The wider Army, however, only operates the Skydio X2D unarmed reconnaissance drone at the small-unit level, according to the early-May posting by the Army Applications Laboratory. Skydio won a five-year fixed-price contract from the Army in early 2022, valued at $20 million per year. 

Developing small, lethal drones is “vital for Army future combat operations,” the lab wrote in its call for submissions. Created in 2018 under Army Futures Command, the lab identifies commercial tools of potential use to soldiers.   

The solicitation says drones must come from the Defense Department’s vetted list. Known as the Blue UAS list, it includes a mix of quad-copters—similar to the DJI Mavic 3 that is widely used in Ukraine—and winged drones. The proposal specifically disallows WingtraOne, a 4-foot winged drone, but does not say why.  

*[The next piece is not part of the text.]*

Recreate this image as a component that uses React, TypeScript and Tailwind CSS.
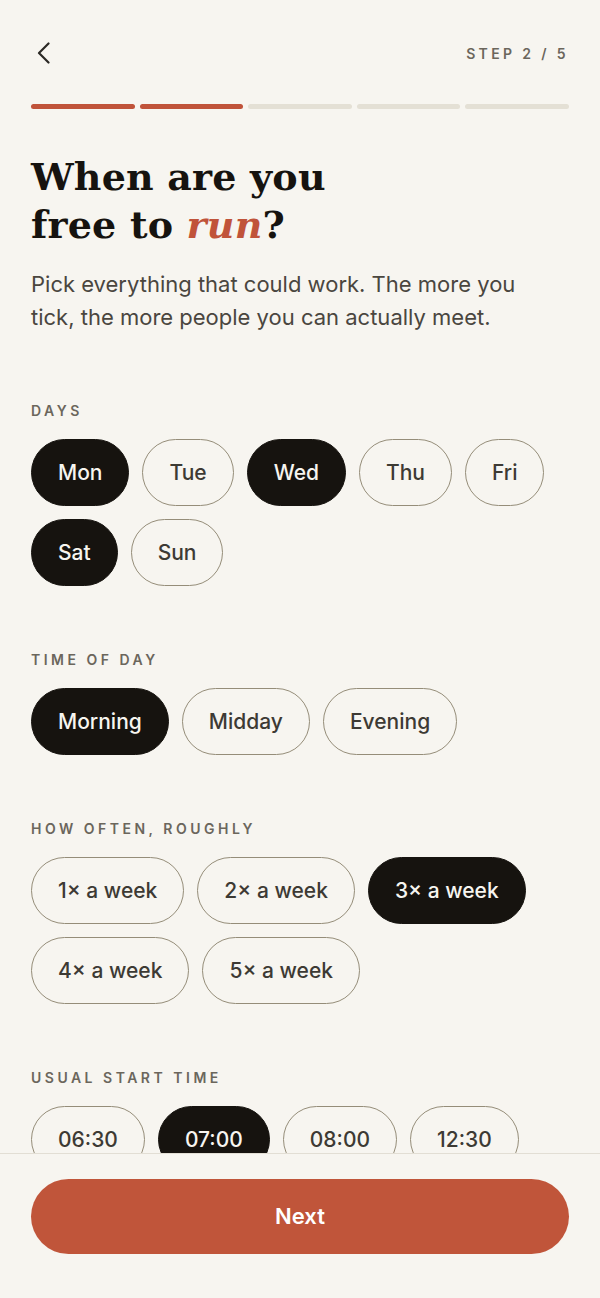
import { useState } from "react";

const days = ["Mon", "Tue", "Wed", "Thu", "Fri", "Sat", "Sun"];
const times = ["Morning", "Midday", "Evening"];
const freqs = ["1× a week", "2× a week", "3× a week", "4× a week", "5× a week"];
const starts = ["06:30", "07:00", "08:00", "12:30"];

function Chip({
  label,
  active,
  onClick,
}: {
  label: string;
  active: boolean;
  onClick: () => void;
}) {
  return (
    <button
      onClick={onClick}
      className={`h-[67px] px-[26px] rounded-full text-[21px] font-medium leading-none border-[1.5px] ${
        active
          ? "bg-[#16130f] border-[#16130f] text-[#f7f5f0]"
          : "bg-transparent border-[#958d79] text-[#3d3a34]"
      }`}
    >
      {label}
    </button>
  );
}

function Section({
  title,
  items,
  selected,
  onToggle,
}: {
  title: string;
  items: string[];
  selected: string[];
  onToggle: (v: string) => void;
}) {
  return (
    <div className="mt-[66px] first:mt-[69px]">
      <div className="h-4 text-[14px] leading-4 font-semibold tracking-[0.25em] text-[#6b665c]">
        {title}
      </div>
      <div className="mt-[20px] flex flex-wrap gap-[13px]">
        {items.map((it) => (
          <Chip
            key={it}
            label={it}
            active={selected.includes(it)}
            onClick={() => onToggle(it)}
          />
        ))}
      </div>
    </div>
  );
}

export default function App() {
  const [selDays, setSelDays] = useState<string[]>(["Mon", "Wed", "Sat"]);
  const [selTimes, setSelTimes] = useState<string[]>(["Morning"]);
  const [freq, setFreq] = useState("3× a week");
  const [start, setStart] = useState("07:00");

  const toggle = (list: string[], set: (v: string[]) => void) => (v: string) =>
    set(list.includes(v) ? list.filter((x) => x !== v) : [...list, v]);

  return (
    <div className="h-[1298px] w-full bg-[#f7f5f0] flex flex-col font-['Inter',sans-serif]">
      <div className="flex-1 overflow-hidden px-[31px]">
        {/* header */}
        <div className="pt-[31px] h-[75px] flex items-center justify-between">
          <button className="ml-[5px] text-[#2b2925]">
            <svg width="16" height="22" viewBox="0 0 16 22" fill="none">
              <polyline
                points="12.5,1.5 3,11 12.5,20.5"
                stroke="currentColor"
                strokeWidth="2.2"
                strokeLinecap="round"
                strokeLinejoin="round"
              />
            </svg>
          </button>
          <span className="text-[14px] font-semibold tracking-[0.24em] text-[#6b665c]">
            STEP 2 / 5
          </span>
        </div>

        {/* progress */}
        <div className="mt-[29px] flex gap-[5px]">
          {[0, 1, 2, 3, 4].map((i) => (
            <div
              key={i}
              className={`h-[5px] flex-1 rounded-full ${
                i < 2 ? "bg-[#c0533a]" : "bg-[#e4e0d5]"
              }`}
            />
          ))}
        </div>

        <h1 className="mt-[44px] font-['DejaVu_Serif',serif] font-bold text-[38px] leading-[48px] tracking-[0.005em] text-[#16130f]">
          When are you
          <br />
          free to <em className="text-[#c0533a]">run</em>?
        </h1>

        <p className="mt-[19px] max-w-[500px] text-[22px] leading-[33px] text-[#4a463f]">
          Pick everything that could work. The more you tick, the more people
          you can actually meet.
        </p>

        <div>
          <Section
            title="DAYS"
            items={days}
            selected={selDays}
            onToggle={toggle(selDays, setSelDays)}
          />
          <Section
            title="TIME OF DAY"
            items={times}
            selected={selTimes}
            onToggle={toggle(selTimes, setSelTimes)}
          />
          <Section
            title="HOW OFTEN, ROUGHLY"
            items={freqs}
            selected={[freq]}
            onToggle={setFreq}
          />
          <Section
            title="USUAL START TIME"
            items={starts}
            selected={[start]}
            onToggle={setStart}
          />
        </div>
      </div>

      {/* footer */}
      <div className="border-t border-[#e2ded4] px-[31px] pt-[25px] pb-[44px]">
        <button className="w-full h-[75px] rounded-full bg-[#c0553a] text-white text-[22px] font-semibold">
          Next
        </button>
      </div>
    </div>
  );
}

The solicitation also says soldiers must be able to drop munitions using the drones’ controller—and that suppliers should eventually integrate this feature into “ATEK.” 

The Army Applications Laboratory did not respond to questions about “ATEK” by publication time, but it may be a reference to ATAK, an Air Force-designed Android app used for live video feeds and geospatial mapping, among other things. 

The solicitation says the drone’s munitions must also be more deadly than a M67 fragmentation grenade. The Army’s Combat Capabilities Development Command is already working on dropping M67 grenades from the Skydio X2D, according to the request, mimicking widely used tactics in Ukraine. 

Such drones could be useful for harassing an adversary, with particularly deadly results if the enemy is caught unawares. “Whenever you can get a cheap kill, you should go for the cheap kill,” said Scott Boston, a senior defense analyst at the RAND Corporation. 

The unmanned systems could also be armed with an anti-tank warhead, potentially replacing costlier systems like the Javelin missile, Boston added. 

Fielding such cheap drones would also help Army units get in more hands-on training and mean that soldiers wouldn’t run out of them in a firefight, Boston said. 

The solicitation follows a December request by the Army Application Laboratory that drone companies explain how their systems could be used as loitering munitions. That posting said the Army was researching the effort because of drones’ use in the war in Ukraine. 

According to the new solicitation, the drones would be used by soldiers in mechanized units—from the squad to “potentially” the brigade level—and would need at least a 500-gram payload. The possible targets include enemy soldiers and vehicles. 

Ukrainians and Russians have frequently used commercial drones to attack each other. 

At one drone-training center Defense One toured in Ukraine, volunteers rigged a photography drone to drop bombs by using the drone’s camera flash to activate a light-sensitive switch. 

Both sides also pack explosives onto first-person-view drones—originally designed for racing and designed to go very fast—turning them into suicide drones. K-2, commander of a battalion within Ukraine’s 54th brigade, told Defense One he has special units in charge of operating those drones.